Over-the-counter cough & cold medicines
These products are not only useless, but quite dangerous for children. (See our page on cough & cold medicines for more information.)

Many people swear by Echinacea when it comes to beating colds and staying healthy. Yet in large studies of actual humans, it’s been shown to be no better than a placebo. Scientists continue to study it because in the lab it appears to reduce inflammation. Yet improving immunity in humans in the real world is far more complicated than doing it in a Petri dish, and so far Echinacea has shown little verifiable real-world success. (Szabo, 2-16-2011)

Zinc is the all-natural remedy that so far has shown the most promise.

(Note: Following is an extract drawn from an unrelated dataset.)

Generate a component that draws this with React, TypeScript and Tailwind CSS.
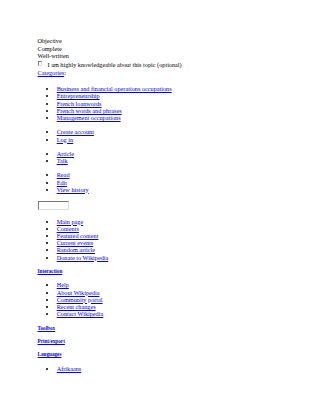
const link = 'text-[#0000ee] underline'

const Bullets = ({ items, className }: { items: string[]; className?: string }) => (
  <ul className={`list-disc pl-[19.2px] ${className ?? ''}`}>
    {items.map((item) => (
      <li key={item}>
        <a href="#" className={link}>
          {item}
        </a>
      </li>
    ))}
  </ul>
)

const Heading = ({ label, className }: { label: string; className?: string }) => (
  <h3 className={`text-[5.2px] leading-[6px] font-bold ${className ?? ''}`}>
    <a href="#" className={link}>
      {label}
    </a>
  </h3>
)

export default function App() {
  return (
    <div className="min-h-[414px] w-[320px] bg-white pl-[37.5px] pt-[37.4px] font-['Liberation_Serif',serif] text-[6.24px] leading-[7.2px] text-black">
      <div>Objective</div>
      <div>Complete</div>
      <div>Well-written</div>
      <div className="mt-[2px] flex items-start">
        <span className="block h-[4.5px] w-[4.5px] border border-t-[#777] border-l-[#777] border-b-[#ddd] border-r-[#ddd] bg-white" />
        <span className="ml-[5.5px] mt-[0.4px]">
          I am highly knowledgeable about this topic (optional)
        </span>
      </div>
      <div className="mt-[0.7px]">
        <a href="#" className={link}>
          Categories
        </a>
        :
      </div>

      <Bullets
        className="mt-[8.8px]"
        items={[
          'Business and financial operations occupations',
          'Entrepreneurship',
          'French loanwords',
          'French words and phrases',
          'Management occupations',
        ]}
      />
      <Bullets className="mt-[7px]" items={['Create account', 'Log in']} />
      <Bullets className="mt-[7px]" items={['Article', 'Talk']} />
      <Bullets className="mt-[7.2px]" items={['Read', 'Edit', 'View history']} />

      <div className="mt-[8px] h-[9px] w-[31px] border border-t-[#777] border-l-[#777] border-b-[#ddd] border-r-[#ddd] bg-white" />

      <Bullets
        className="mt-[7.6px]"
        items={[
          'Main page',
          'Contents',
          'Featured content',
          'Current events',
          'Random article',
          'Donate to Wikipedia',
        ]}
      />

      <Heading label="Interaction" className="mt-[7.3px]" />
      <Bullets
        className="mt-[7.4px]"
        items={['Help', 'About Wikipedia', 'Community portal', 'Recent changes', 'Contact Wikipedia']}
      />

      <Heading label="Toolbox" className="mt-[7.3px]" />
      <Heading label="Print/export" className="mt-[7.3px]" />
      <Heading label="Languages" className="mt-[7.3px]" />
      <Bullets className="mt-[7.8px]" items={['Afrikaans']} />
    </div>
  )
}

Studies have found that zinc lozenges or syrup started within 24 hours after the first emergence of symptoms may reduce the duration of colds by one day. However, there’s debate among scientists about whether this is really due to zinc or just a fanciful placebo effect.

“One of the big challenges with (zinc) research is making a placebo that people actually believe in,” says pediatrician Rachel Vreeman. “The bad taste of zinc, and the fact that it often makes people feel nauseous, are common, and tend to make it clear who is getting the zinc and who is getting the placebo.” (Szabo, 2-10-2011)

Herbal teas
There’s little evidence that herbal teas have active ingredients that will actually help you fight a cold. However, sipping a hot beverage such as tea can help alleviate many cold symptoms, so in that regard, it certainly won’t hurt. The process of making and sipping the tea can also have a psychological benefit that leads to you getting over a cold a little sooner.

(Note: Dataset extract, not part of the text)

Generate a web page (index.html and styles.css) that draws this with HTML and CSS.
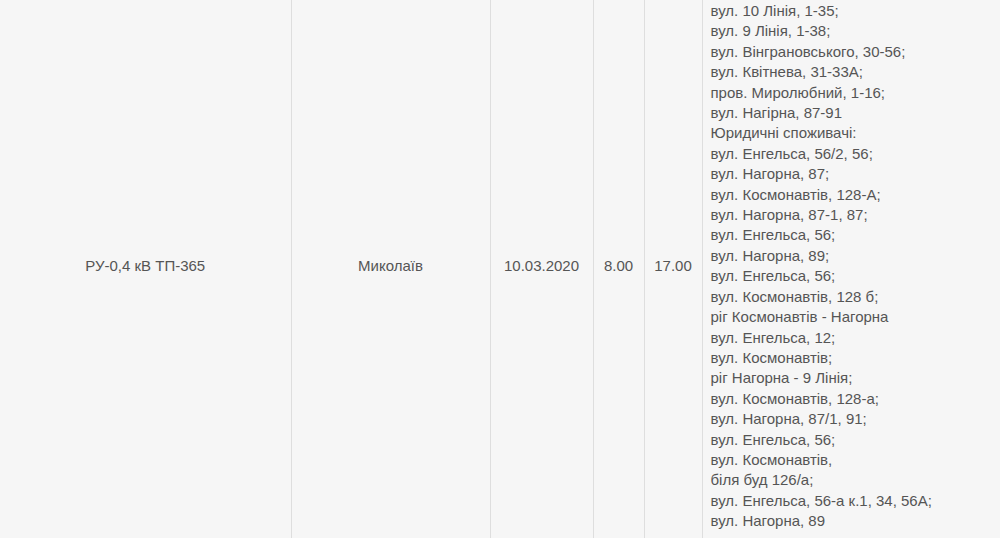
FILE: index.html
```html
<!DOCTYPE html>
<html lang="uk">
<head>
  <meta charset="UTF-8">
  <title>Графік відключень</title>
  <link rel="stylesheet" href="styles.css">
</head>
<body>

  <table class="grafik">
    <colgroup>
      <col class="col-obj">
      <col class="col-misto">
      <col class="col-data">
      <col class="col-chas">
      <col class="col-chas2">
      <col class="col-adresy">
    </colgroup>
    <tr>
      <td>РУ-0,4 кВ ТП-365</td>
      <td>Миколаїв</td>
      <td>10.03.2020</td>
      <td>8.00</td>
      <td>17.00</td>
      <td class="adresy">
        вул. 10 Лінія, 1-35;<br>
        вул. 9 Лінія, 1-38;<br>
        вул. Вінграновського, 30-56;<br>
        вул. Квітнева, 31-33А;<br>
        пров. Миролюбний, 1-16;<br>
        вул. Нагірна, 87-91<br>
        Юридичні споживачі:<br>
        вул. Енгельса, 56/2, 56;<br>
        вул. Нагорна, 87;<br>
        вул. Космонавтів, 128-А;<br>
        вул. Нагорна, 87-1, 87;<br>
        вул. Енгельса, 56;<br>
        вул. Нагорна, 89;<br>
        вул. Енгельса, 56;<br>
        вул. Космонавтів, 128 б;<br>
        ріг Космонавтів - Нагорна<br>
        вул. Енгельса, 12;<br>
        вул. Космонавтів;<br>
        ріг Нагорна - 9 Лінія;<br>
        вул. Космонавтів, 128-а;<br>
        вул. Нагорна, 87/1, 91;<br>
        вул. Енгельса, 56;<br>
        вул. Космонавтів,<br>
        біля буд 126/а;<br>
        вул. Енгельса, 56-а к.1, 34, 56А;<br>
        вул. Нагорна, 89
      </td>
    </tr>
  </table>

</body>
</html>
```

FILE: styles.css
```css
body {
  margin: 0;
  background-color: #f6f6f6;
  font-family: "Liberation Sans", Arial, sans-serif;
  font-size: 15px;
  color: #555;
  overflow: hidden;
}
.grafik {
  border-collapse: collapse;
  table-layout: fixed;
  width: 1000px;
}
.col-obj { width: 291px; }
.col-misto { width: 199px; }
.col-data { width: 103px; }
.col-chas { width: 51px; }
.col-chas2 { width: 58px; }
.col-adresy { width: 298px; }
.grafik td {
  border-left: 1px solid #dedede;
  padding: 1px 8px 7px;
  line-height: 20.4px;
  text-align: center;
  vertical-align: middle;
}
.grafik td:first-child {
  border-left: none;
}
.grafik td.adresy {
  text-align: left;
}
```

Why people think that cold treatments work

If so many of these remedies do so little to work, how come so many people continue to use them? First of all there’s the placebo effect. Taking a medicine – any medicine, even a sugar pill – makes people feel they are being proactive and can actually cause their brain to kick up its defenses in fighting the infection, possibly leading to very real improvement. But this improvement has nothing to do with the medicine; it’s all about the power of their mind.

The second has everything to do with timing. Since colds build to a peak of symptoms (at which point people usually seek medicine), and go away on their own in about a week, improving a little each day, it’s easy for people to attribute their improvement to medicine when it was really just the passage of time that made them better.